Urgh, the end is finally in sight. Yes, we’ve finally reached the end of a Bond era, with The Indestructible Iron Man Fights The Electronic Gang (1985), known outside Hong Kong as A View to a Kill. And in every respect, it’s not come any too soon. 

There is some innovation and energy in this tale of a eugenically-bred psychopath (Christopher Walken) attempting to corner the world market in microchips by triggering a disaster (one of several echoes of Goldfinger the movie indulges itself in), but Roger Moore’s advancing age (he was 58 when this movie was released) and weariness with the part just seem to permeate every aspect of the production.
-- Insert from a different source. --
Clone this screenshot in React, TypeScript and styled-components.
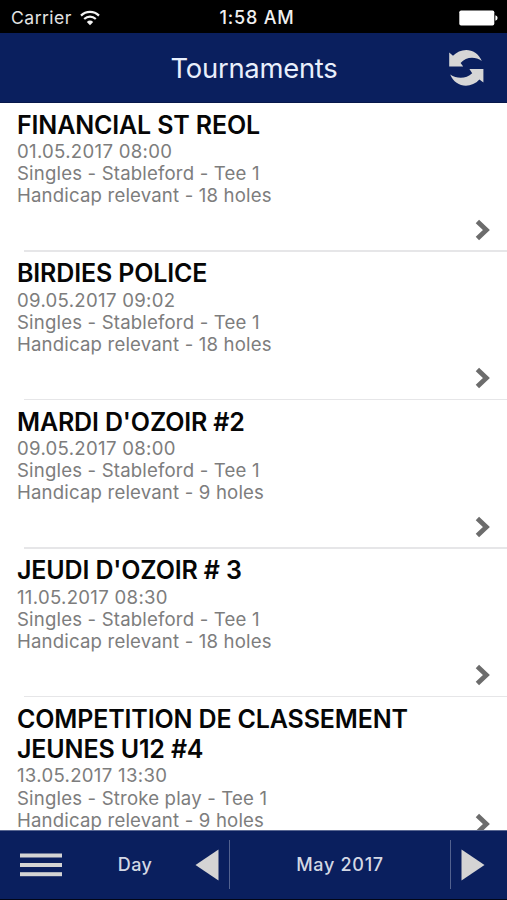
import React from "react";
import styled, { createGlobalStyle } from "styled-components";

const GlobalStyle = createGlobalStyle`
  * { box-sizing: border-box; }
  body { margin: 0; background: #fff; font-family: Inter, "Liberation Sans", sans-serif; }
`;

const Screen = styled.div`
  width: 507px;
  height: 900px;
  display: flex;
  flex-direction: column;
  overflow: hidden;
  background: #fff;
`;

const StatusBar = styled.div`
  flex: none;
  height: 33px;
  padding: 3px 9px 0 11px;
  display: grid;
  grid-template-columns: 1fr auto 1fr;
  align-items: center;
  background: #000;
  color: #e4e4e4;
  font-size: 17.6px;
  line-height: 30px;
`;

const Carrier = styled.div`
  display: flex;
  align-items: center;
  gap: 8px;
  letter-spacing: 0.45px;
`;

const Clock = styled.div`
  font-size: 18px;
  font-weight: 500;
  color: #f0f0f0;
  letter-spacing: 0.8px;
  padding-left: 5px;
`;

const BatteryIcon = styled.svg`
  justify-self: end;
`;

const Header = styled.header`
  flex: none;
  height: 69.5px;
  padding: 0 22px;
  display: grid;
  grid-template-columns: 38px 1fr 38px;
  align-items: center;
  background: #0a1f5e;
  border-bottom: 1px solid #07174a;
`;

const Title = styled.h1`
  grid-column: 2;
  margin: 0;
  padding: 2px 0 0 1px;
  text-align: center;
  font-size: 27.4px;
  font-weight: 400;
  line-height: 36px;
  color: #e9effc;
  letter-spacing: -0.25px;
`;

const IconButton = styled.button`
  padding: 0;
  border: 0;
  background: none;
  display: flex;
  align-items: center;
  justify-content: center;
`;

const List = styled.main`
  flex: 1;
  min-height: 0;
  overflow: hidden;
`;

const Row = styled.article`
  position: relative;
  height: 148.6px;
  padding: 7px 17px 0;

  & + &::before {
    content: "";
    position: absolute;
    top: -1px;
    left: 24px;
    right: 0;
    height: 1.5px;
    background: #e6e6e8;
  }
`;

const Name = styled.h2`
  margin: 0 0 0.6px;
  font-size: 25px;
  font-weight: 600;
  line-height: 30px;
  color: #060606;
  letter-spacing: -0.15px;
  white-space: pre-line;
`;

const Detail = styled.p<{ $date?: boolean }>`
  margin: 0;
  font-size: 18.6px;
  line-height: 22.1px;
  color: #7d7d7d;
  letter-spacing: ${(p) => (p.$date ? "0.3px" : "0.17px")};
`;

const Chevron = styled.svg`
  position: absolute;
  right: 16px;
  top: 116px;
`;

const Footer = styled.nav`
  flex: none;
  height: 70.5px;
  padding: 0 21px 0 19px;
  display: grid;
  grid-template-columns: 44px 132px 24px 10px 222px 10px 24px;
  align-items: center;
  background: #0a1f5e;
  border-top: 1px solid #5a6892;
  border-bottom: 1.5px solid #020617;
`;

const FooterLabel = styled.span<{ $spacing: number; $shift?: number }>`
  text-align: center;
  color: #d3d8e4;
  font-size: 18px;
  font-weight: 500;
  line-height: 24px;
  letter-spacing: ${(p) => p.$spacing}px;
  padding-left: ${(p) => p.$shift ?? 0}px;
`;

const Period = styled.div`
  grid-column: 5;
  height: 49px;
  border: solid #53628f;
  border-width: 0 1.5px;
  display: flex;
  align-items: center;
  justify-content: center;
`;

const NextButton = styled(IconButton)`
  grid-column: 7;
`;

const tournaments = [
  { name: "FINANCIAL ST REOL", date: "01.05.2017 08:00", play: "Singles - Stableford - Tee 1", holes: 18 },
  { name: "BIRDIES POLICE", date: "09.05.2017 09:02", play: "Singles - Stableford - Tee 1", holes: 18 },
  { name: "MARDI D'OZOIR #2", date: "09.05.2017 08:00", play: "Singles - Stableford - Tee 1", holes: 9 },
  { name: "JEUDI D'OZOIR # 3", date: "11.05.2017 08:30", play: "Singles - Stableford - Tee 1", holes: 18 },
  { name: "COMPETITION DE CLASSEMENT\nJEUNES U12 #4", date: "13.05.2017 13:30", play: "Singles - Stroke play - Tee 1", holes: 9 },
];

export default function App() {
  return (
    <Screen>
      <GlobalStyle />
      <StatusBar>
        <Carrier>
          Carrier
          <svg width="20" height="16" viewBox="0 0 20 16" fill="none" stroke="#f4f4f4" strokeWidth="2.2">
            <path d="M1 5.6C6 .6 14 .6 19 5.6" />
            <path d="M4.2 9C7.6 5.8 12.4 5.8 15.8 9" />
            <path d="M10 15.2 6.8 12Q10 9.2 13.2 12Z" fill="#f4f4f4" stroke="none" />
          </svg>
        </Carrier>
        <Clock>1:58 AM</Clock>
        <BatteryIcon width="39" height="16" viewBox="0 0 39 16" fill="#fff">
          <rect x="0.3" y="0.5" width="35" height="15" rx="1.8" />
          <path d="M36.4 5.3Q38.6 5.8 38.6 8T36.4 10.7Z" />
        </BatteryIcon>
      </StatusBar>
      <Header>
        <Title>Tournaments</Title>
        <IconButton aria-label="Refresh">
          <svg width="36" height="38" viewBox="0 0 36 38" fill="#d6d6d6">
            <path d="M1.2 4.6 5 7.8C12.5 -.8 28.5 -.8 33.8 13C27 8.2 18 8.8 12.6 15L15.2 18.6H1.2Z" />
            <path d="M35.4 21 V34.6L31.4 31.6C23 41 7 39.6 2.2 26.6C9 31 18 31.2 24.2 25.2L21.4 21Z" />
          </svg>
        </IconButton>
      </Header>
      <List>
        {tournaments.map((t) => (
          <Row key={t.name}>
            <Name>{t.name}</Name>
            <Detail $date>{t.date}</Detail>
            <Detail>{t.play}</Detail>
            <Detail>Handicap relevant - {t.holes} holes</Detail>
            <Chevron width="16" height="22" viewBox="0 0 16 22" fill="none" stroke="#6c6c6c" strokeWidth="4.8">
              <path d="M2.4 2.4 11.4 11 2.4 19.6" />
            </Chevron>
          </Row>
        ))}
      </List>
      <Footer>
        <IconButton aria-label="Menu">
          <svg width="42" height="24" viewBox="0 0 42 24" fill="#d4d4d4">
            <rect y="0.5" width="42" height="4" />
            <rect y="10" width="42" height="4" />
            <rect y="19.2" width="42" height="4" />
          </svg>
        </IconButton>
        <FooterLabel $spacing={0.4} $shift={12}>Day</FooterLabel>
        <IconButton aria-label="Previous">
          <svg width="24" height="32" viewBox="0 0 24 32" fill="#d4d4d4">
            <path d="M0.5 16 23.5 0.5V31.5Z" />
          </svg>
        </IconButton>
        <Period>
          <FooterLabel $spacing={0.7}>May 2017</FooterLabel>
        </Period>
        <NextButton aria-label="Next">
          <svg width="24" height="32" viewBox="0 0 24 32" fill="#d4d4d4">
            <path d="M23.5 16 0.5 0.5V31.5Z" />
          </svg>
        </NextButton>
      </Footer>
    </Screen>
  );
}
The movie doesn’t do itself any favours on this front – at one point a group of crack British secret service personnel go on an intelligence-finding sortie, and the average age of the performers involved is 61. It is, obviously, par for the course for Bond to be rather older than the leading lady, but on this occasion Bond is also older than the leading lady’s mum.

As the foil, Tanya Roberts certainly looks the part but she is a bit whiny and annoying. Possibly due to this, Bond spends more time than usual looking elsewhere in A View to a Kill and by the end of the movie he has indulged himself to a record-breaking extent, with an unnamed chick from the pre-credits sequence (apparently for five days straight, which may explain how tired he seems for the rest of the film), a beautiful KGB agent (not played by Dolph Lundgren, though he is in the movie), and – most startlingly of all – the villain’s chief henchman (this, in case you were wondering, is not an echo of Goldfinger).
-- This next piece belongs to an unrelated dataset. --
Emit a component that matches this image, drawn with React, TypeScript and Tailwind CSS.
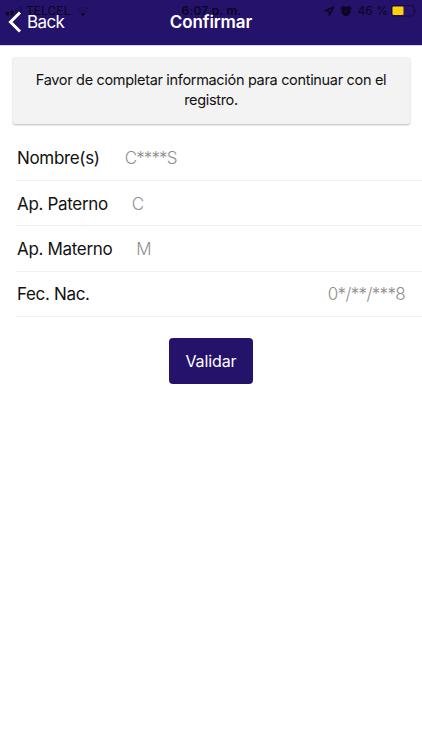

This last is made possible by the fact that the chief henchman – henchperson – is a lady, played, if that’s not too strong a word for it, by Grace Jones. Jones remains a ferocious screen presence throughout, and works well with Walken’s slightly spacey performance, even if in the final analysis she mainly contributes a distinctive haircut and some wacky costumes. Very disappointingly, Jones and Moore never actually square off to each other in more typical hero-and-henchman style, though it is pretty clear that she would destroy him in any fair fight.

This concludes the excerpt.